» **Supplied material**:
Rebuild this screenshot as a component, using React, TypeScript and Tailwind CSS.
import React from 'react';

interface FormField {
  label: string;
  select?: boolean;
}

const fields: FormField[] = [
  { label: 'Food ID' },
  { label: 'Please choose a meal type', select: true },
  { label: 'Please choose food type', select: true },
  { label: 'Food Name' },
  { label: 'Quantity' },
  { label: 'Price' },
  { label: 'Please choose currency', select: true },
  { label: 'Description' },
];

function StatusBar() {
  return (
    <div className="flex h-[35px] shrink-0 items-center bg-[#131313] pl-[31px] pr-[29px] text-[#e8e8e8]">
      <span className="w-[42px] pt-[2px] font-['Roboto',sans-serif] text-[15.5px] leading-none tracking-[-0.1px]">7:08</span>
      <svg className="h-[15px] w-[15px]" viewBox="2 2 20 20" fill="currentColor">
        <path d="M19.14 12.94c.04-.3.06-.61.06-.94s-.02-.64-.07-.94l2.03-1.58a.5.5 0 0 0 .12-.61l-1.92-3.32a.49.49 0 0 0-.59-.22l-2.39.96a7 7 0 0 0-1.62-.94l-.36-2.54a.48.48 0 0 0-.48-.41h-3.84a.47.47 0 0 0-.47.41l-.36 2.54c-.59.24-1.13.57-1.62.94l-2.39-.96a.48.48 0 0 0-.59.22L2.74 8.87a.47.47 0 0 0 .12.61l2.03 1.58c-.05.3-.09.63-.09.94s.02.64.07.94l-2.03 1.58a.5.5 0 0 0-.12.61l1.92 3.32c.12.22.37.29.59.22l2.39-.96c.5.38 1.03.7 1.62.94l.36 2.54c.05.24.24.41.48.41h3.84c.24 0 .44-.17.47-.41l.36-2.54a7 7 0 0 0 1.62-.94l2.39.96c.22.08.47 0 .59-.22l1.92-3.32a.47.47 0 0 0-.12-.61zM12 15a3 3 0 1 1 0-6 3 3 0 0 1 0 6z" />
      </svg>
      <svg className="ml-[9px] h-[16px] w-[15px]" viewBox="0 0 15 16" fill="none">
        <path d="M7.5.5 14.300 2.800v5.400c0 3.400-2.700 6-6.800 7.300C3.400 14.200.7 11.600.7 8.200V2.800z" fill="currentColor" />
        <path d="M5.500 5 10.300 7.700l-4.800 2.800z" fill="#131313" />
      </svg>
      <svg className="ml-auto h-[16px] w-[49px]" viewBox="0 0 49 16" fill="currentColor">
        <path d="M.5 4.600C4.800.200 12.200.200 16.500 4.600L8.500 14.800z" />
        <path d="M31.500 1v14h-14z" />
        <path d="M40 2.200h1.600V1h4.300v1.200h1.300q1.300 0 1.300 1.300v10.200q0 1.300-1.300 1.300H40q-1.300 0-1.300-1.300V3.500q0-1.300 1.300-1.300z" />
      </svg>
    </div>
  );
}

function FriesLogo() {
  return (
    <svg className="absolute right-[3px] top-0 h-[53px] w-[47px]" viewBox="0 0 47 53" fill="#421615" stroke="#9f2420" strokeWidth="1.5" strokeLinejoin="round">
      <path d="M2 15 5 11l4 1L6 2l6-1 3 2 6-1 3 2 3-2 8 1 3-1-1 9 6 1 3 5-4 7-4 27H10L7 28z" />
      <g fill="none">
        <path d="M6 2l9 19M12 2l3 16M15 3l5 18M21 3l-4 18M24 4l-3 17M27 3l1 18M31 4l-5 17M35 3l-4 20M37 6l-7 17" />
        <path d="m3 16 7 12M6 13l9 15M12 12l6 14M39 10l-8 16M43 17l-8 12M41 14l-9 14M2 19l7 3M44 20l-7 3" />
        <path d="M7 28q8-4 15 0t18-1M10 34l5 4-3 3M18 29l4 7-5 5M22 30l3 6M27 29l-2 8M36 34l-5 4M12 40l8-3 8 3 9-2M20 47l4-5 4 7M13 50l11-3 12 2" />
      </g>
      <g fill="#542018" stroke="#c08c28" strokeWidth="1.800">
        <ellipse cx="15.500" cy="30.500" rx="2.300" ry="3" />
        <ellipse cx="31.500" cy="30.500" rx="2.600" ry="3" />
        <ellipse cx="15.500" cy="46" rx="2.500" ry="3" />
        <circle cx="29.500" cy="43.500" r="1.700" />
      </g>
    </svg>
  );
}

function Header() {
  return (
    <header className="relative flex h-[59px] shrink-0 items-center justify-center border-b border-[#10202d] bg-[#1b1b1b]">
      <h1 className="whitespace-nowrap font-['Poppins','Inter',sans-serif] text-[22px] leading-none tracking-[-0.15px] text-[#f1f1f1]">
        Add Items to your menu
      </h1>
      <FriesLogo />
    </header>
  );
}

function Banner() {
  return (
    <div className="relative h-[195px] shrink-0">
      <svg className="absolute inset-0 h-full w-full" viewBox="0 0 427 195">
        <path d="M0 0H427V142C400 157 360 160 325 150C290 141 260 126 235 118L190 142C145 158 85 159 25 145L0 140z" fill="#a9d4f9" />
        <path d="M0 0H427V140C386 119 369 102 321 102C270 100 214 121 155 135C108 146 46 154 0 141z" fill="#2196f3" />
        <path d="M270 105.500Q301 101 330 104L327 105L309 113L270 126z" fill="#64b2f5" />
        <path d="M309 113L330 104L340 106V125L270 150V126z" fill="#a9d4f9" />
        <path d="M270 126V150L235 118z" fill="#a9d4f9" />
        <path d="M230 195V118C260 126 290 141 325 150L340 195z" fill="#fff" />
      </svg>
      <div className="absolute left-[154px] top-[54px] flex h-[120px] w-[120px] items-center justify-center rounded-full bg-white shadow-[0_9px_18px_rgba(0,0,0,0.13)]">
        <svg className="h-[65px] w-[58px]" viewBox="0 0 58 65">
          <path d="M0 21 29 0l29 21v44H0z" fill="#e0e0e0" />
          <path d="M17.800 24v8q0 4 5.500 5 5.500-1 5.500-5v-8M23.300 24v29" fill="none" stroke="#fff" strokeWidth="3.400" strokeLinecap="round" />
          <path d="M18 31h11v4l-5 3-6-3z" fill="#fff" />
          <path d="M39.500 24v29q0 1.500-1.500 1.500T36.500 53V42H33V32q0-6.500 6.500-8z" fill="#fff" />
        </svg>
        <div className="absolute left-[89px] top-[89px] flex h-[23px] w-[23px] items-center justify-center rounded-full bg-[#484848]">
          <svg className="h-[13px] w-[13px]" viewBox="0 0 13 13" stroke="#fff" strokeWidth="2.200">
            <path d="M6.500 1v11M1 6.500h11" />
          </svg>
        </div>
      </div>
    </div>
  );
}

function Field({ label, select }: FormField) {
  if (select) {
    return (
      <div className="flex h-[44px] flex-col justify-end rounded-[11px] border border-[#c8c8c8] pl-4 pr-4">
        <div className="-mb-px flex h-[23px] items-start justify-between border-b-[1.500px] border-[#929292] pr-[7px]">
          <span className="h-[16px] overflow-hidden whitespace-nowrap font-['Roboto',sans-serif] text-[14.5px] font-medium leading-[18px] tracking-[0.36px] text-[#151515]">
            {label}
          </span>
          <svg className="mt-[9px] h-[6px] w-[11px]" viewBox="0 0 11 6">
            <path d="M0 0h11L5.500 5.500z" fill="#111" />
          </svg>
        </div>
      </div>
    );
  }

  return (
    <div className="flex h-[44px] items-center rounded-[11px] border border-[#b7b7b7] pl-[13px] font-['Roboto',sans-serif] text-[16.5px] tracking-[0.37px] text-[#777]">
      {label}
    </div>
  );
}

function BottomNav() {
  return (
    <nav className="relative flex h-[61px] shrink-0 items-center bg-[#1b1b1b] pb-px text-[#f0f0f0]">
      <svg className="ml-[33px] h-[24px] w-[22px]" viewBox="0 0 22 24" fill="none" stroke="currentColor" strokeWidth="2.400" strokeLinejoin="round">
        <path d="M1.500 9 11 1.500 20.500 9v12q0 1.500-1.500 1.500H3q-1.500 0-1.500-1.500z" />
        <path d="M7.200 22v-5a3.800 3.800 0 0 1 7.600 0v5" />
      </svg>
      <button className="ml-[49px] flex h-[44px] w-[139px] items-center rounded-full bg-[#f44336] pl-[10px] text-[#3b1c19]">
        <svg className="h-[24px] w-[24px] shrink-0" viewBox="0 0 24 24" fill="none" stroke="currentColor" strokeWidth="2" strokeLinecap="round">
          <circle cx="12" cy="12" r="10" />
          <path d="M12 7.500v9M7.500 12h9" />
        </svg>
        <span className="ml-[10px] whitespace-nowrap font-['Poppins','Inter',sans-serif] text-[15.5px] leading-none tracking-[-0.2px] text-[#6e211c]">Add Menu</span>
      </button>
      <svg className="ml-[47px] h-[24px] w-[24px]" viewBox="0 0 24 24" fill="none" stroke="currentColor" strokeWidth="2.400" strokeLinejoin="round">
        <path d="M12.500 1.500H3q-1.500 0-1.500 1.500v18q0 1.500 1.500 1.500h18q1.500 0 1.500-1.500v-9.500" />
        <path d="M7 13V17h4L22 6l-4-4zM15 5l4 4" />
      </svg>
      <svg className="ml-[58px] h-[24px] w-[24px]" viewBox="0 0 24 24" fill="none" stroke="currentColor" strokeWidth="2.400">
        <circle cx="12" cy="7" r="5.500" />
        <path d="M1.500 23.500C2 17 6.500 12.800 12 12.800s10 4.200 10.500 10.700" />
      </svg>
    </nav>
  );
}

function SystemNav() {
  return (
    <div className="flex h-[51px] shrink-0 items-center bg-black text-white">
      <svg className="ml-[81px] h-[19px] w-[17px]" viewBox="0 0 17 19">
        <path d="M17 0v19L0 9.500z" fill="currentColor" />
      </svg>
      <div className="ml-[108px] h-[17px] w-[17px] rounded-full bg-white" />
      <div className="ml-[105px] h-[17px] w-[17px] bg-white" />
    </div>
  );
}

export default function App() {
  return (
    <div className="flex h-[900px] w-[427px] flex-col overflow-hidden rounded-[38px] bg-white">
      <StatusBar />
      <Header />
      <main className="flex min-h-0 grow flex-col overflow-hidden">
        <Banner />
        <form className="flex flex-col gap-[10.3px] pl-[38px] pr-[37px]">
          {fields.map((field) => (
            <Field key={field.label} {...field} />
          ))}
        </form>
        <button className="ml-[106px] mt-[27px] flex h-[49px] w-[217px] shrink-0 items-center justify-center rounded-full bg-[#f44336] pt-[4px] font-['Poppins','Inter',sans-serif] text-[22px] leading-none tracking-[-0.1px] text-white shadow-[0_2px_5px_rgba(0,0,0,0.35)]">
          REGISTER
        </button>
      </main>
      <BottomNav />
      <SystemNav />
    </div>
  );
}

» **Set problem**:
Copy all lines from the material that include "React".

» **Expected answer**:
Rebuild this screenshot as a component, using React, TypeScript and Tailwind CSS.
import React from 'react';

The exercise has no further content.